What is needed ▸
Work through the material below and count the lines holding the word "full"; give that count and nothing more.

Given material ▸
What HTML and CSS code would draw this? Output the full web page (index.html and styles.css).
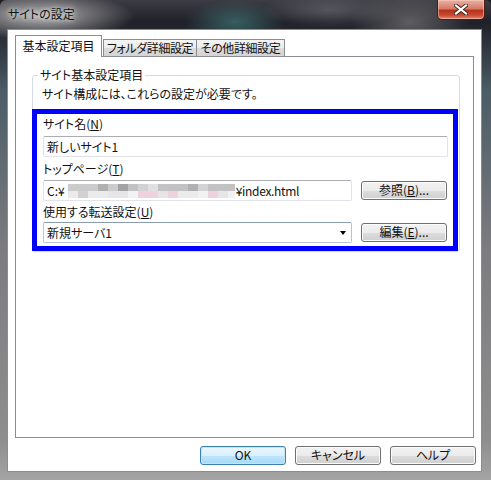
FILE: index.html
```html
<!DOCTYPE html>
<html>
  <head>
  <meta charset="utf-8">
  <link rel="stylesheet" href="styles.css">
  </head>
  <body>
    <div class="window">
      <div class="titlebar">
        <span class="title">サイトの設定</span>
        <div class="closeButton">
          <svg width="14" height="11" viewBox="0 0 14 11">
            <path d="M2 1.5 L12 9.5 M12 1.5 L2 9.5" stroke="#3a2420" stroke-width="4" stroke-linecap="square"/>
            <path d="M2 1.5 L12 9.5 M12 1.5 L2 9.5" stroke="#fff" stroke-width="2.2" stroke-linecap="square"/>
          </svg>
        </div>
      </div>
      <div class="client">
        <div class="tabs">
          <div class="tab selected">基本設定項目</div>
          <div class="tab second">フォルダ詳細設定</div>
          <div class="tab third">その他詳細設定</div>
        </div>
        <div class="tabPanel">
          <fieldset class="group">
            <legend>サイト基本設定項目</legend>
            <p class="note">サイト構成には、これらの設定が必要です。</p>
            <div class="highlight">
              <div class="label">サイト名(<u>N</u>)</div>
              <div class="textbox full">新しいサイト1</div>

              <div class="label">トップページ(<u>T</u>)</div>
              <div class="row">
                <div class="textbox path">
                  <span>C:¥</span>
                  <!-- hidden folder name -->
                  <div class="mosaic">
                    <div class="mosaicRow">
                      <i class="g2"></i><i class="g2"></i><i class="g2"></i><i class="g4"></i><i class="g2"></i><i class="g5"></i><i class="g3"></i><i class="g1"></i><i class="g0"></i><i class="g3"></i><i class="g3"></i><i class="g3"></i><i class="g4"></i><i class="g1"></i><i class="g3"></i><i class="g3"></i><i class="g3 short"></i>
                    </div>
                    <div class="mosaicRow light">
                      <i class="l1"></i><i class="g1"></i><i class="l1"></i><i class="l1"></i><i class="l2"></i><i class="l2"></i><i class="l0"></i><i class="pk"></i><i class="pk"></i><i class="l2"></i><i class="pk"></i><i class="l1"></i><i class="l1"></i><i class="l0"></i><i class="pk"></i><i class="l2"></i><i class="l0 short"></i>
                    </div>
                  </div>
                  <span>¥index.html</span>
                </div>
                <div class="button">参照(<u>B</u>)...</div>
              </div>

              <div class="label">使用する転送設定(<u>U</u>)</div>
              <div class="row">
                <div class="select">
                  <span>新規サーバ1</span>
                  <span class="arrow"></span>
                </div>
                <div class="button">編集(<u>E</u>)...</div>
              </div>
            </div>
          </fieldset>
        </div>
        <div class="dialogButtons">
          <div class="button default">OK</div>
          <div class="button">キャンセル</div>
          <div class="button">ヘルプ</div>
        </div>
      </div>
    </div>
  </body>
</html>
```

FILE: styles.css
```css
body {
  margin: 0;
  background-color: #1e1e24;
  font-family: "Noto Sans CJK JP", sans-serif;
  font-size: 12px;
  font-feature-settings: "palt";
  color: #111;
}

/* glass frame */
.window {
  width: 491px;
  height: 480px;
  display: flex;
  flex-direction: column;
  border-radius: 6px 6px 0 0;
  background:
    radial-gradient(ellipse 95px 24px at 40px 16px, rgba(190,190,190,0.95), rgba(190,190,190,0)),
    radial-gradient(ellipse 50px 22px at 235px 22px, rgba(60,110,110,0.8), rgba(60,110,110,0)),
    radial-gradient(ellipse 70px 18px at 330px 10px, rgba(110,110,120,0.6), rgba(110,110,120,0)),
    radial-gradient(ellipse 60px 30px at 410px 22px, rgba(120,120,120,0.7), rgba(120,120,120,0)),
    linear-gradient(to bottom, #3c3c44 0, #202028 22px, #4a5c66 90px, #7c7c80 250px, #8e8e8e 440px, #a4a4a4 480px);
}

.titlebar {
  height: 29px;
  display: flex;
  justify-content: space-between;
  align-items: flex-start;
}

.title {
  margin: 6px 0 0 8px;
  line-height: 15px;
  text-shadow: 0 0 4px #e8e8e8, 0 0 8px #d0d0d0;
}

.closeButton {
  width: 48px;
  height: 20px;
  margin-right: 6px;
  box-sizing: border-box;
  border: 1px solid #4a1c16;
  border-top: none;
  border-radius: 0 0 5px 5px;
  background: linear-gradient(to bottom, #e9b3a4 0, #d67b66 45%, #b8321c 55%, #c74a32 80%, #e08a70 100%);
  box-shadow: inset 0 0 0 1px rgba(255,210,200,0.5);
  display: flex;
  justify-content: center;
  align-items: center;
}

.client {
  flex: 1;
  margin: 0 9px 8px 7px;
  padding: 5px 5px 0 7px;
  background-color: #fff;
  border: 1px solid #8c8c98;
  display: flex;
  flex-direction: column;
}

.tabs {
  display: flex;
  align-items: flex-end;
  height: 21px;
  position: relative;
  z-index: 1;
}

.tab {
  box-sizing: border-box;
  height: 17px;
  border: 1px solid #898c95;
  border-bottom: none;
  background: linear-gradient(to bottom, #f4f4f4 0, #ebebeb 50%, #dcdcdc 51%, #d4d4d4 100%);
  line-height: 15px;
  text-align: center;
  letter-spacing: -0.4px;
}

.tab.selected {
  height: 22px;
  width: 87px;
  margin-bottom: -1px;
  background: #fff;
  line-height: 19px;
  letter-spacing: 0;
}

.tab.second {
  width: 94px;
  margin-left: 1px;
}

.tab.third {
  width: 88px;
  border-left: none;
}

.tabPanel {
  box-sizing: border-box;
  height: 382px;
  margin-right: 2px;
  border: 1px solid #898c95;
  padding: 11px 0 0 16px;
}

.group {
  box-sizing: border-box;
  width: 428px;
  margin: 0;
  padding: 0;
  border: 1px solid #d5dae2;
  border-radius: 3px;
}

.group legend {
  margin-left: 5px;
  padding: 0 2px;
  line-height: 14px;
}

.note {
  margin: 4px 0 7px 9px;
  line-height: 16px;
}

/* blue marker around the required fields */
.highlight {
  box-sizing: border-box;
  width: 426px;
  margin-left: -1px;
  border: 5px solid #0000ff;
  padding: 2px 4px 3px 6px;
}

.label {
  line-height: 16px;
  margin-bottom: 4px;
}

.textbox + .label {
  margin-top: 4px;
}

.row + .label {
  margin-top: 3px;
}

.row {
  display: flex;
  align-items: center;
  justify-content: space-between;
  height: 21px;
}

.label + .row {
  margin-top: -1px;
}

.row:last-child {
  margin-top: -2px;
}

.textbox, .select {
  box-sizing: border-box;
  height: 21px;
  border: 1px solid #e2e3ea;
  border-top-color: #abadb3;
  border-radius: 2px;
  padding-left: 3px;
  line-height: 19px;
  display: flex;
  align-items: center;
}

.textbox.full {
  width: 405px;
}

.path, .select {
  width: 309px;
}

.path span:last-child {
  margin-left: 1px;
  letter-spacing: -0.3px;
}

.mosaic {
  display: flex;
  flex-direction: column;
  margin-left: 3px;
  height: 14px;
}

.mosaicRow {
  display: flex;
  height: 7px;
}

.mosaicRow i {
  width: 10px;
}

.mosaicRow i.short {
  width: 7px;
}

.g0 { background: #e0e0e0; }
.g1 { background: #d2d2d2; }
.g2 { background: #cbcbcb; }
.g3 { background: #c2c2c2; }
.g4 { background: #b0b0b0; }
.g5 { background: #a2a2a2; }
.l0 { background: #f2f2f2; }
.l1 { background: #ebebeb; }
.l2 { background: #e6e6e6; }
.pk { background: #eed2de; }

.select {
  border-color: #b8c4d4;
  border-top-color: #8a9cb4;
  justify-content: space-between;
}

.arrow {
  width: 0;
  height: 0;
  margin-right: 5px;
  border-left: 3.5px solid transparent;
  border-right: 3.5px solid transparent;
  border-top: 4px solid #000;
}

.button {
  box-sizing: border-box;
  width: 86px;
  height: 19px;
  border: 1px solid #707070;
  border-radius: 3px;
  background: linear-gradient(to bottom, #f2f2f2 0, #ebebeb 50%, #dddddd 51%, #cfcfcf 100%);
  box-shadow: inset 0 0 0 1px #fcfcfc;
  text-align: center;
  line-height: 16px;
}

.row .button {
  margin-right: 2px;
}

.dialogButtons {
  display: flex;
  justify-content: flex-end;
  gap: 9px;
  margin-top: 8px;
}

.button.default {
  border-color: #3c7fb1;
  background: linear-gradient(to bottom, #eaf6fd 0, #d9f0fc 50%, #bee6fd 51%, #a7d9f5 100%);
  box-shadow: inset 0 0 0 1px #c4e5f6;
}
```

Answer to this problem ▸
3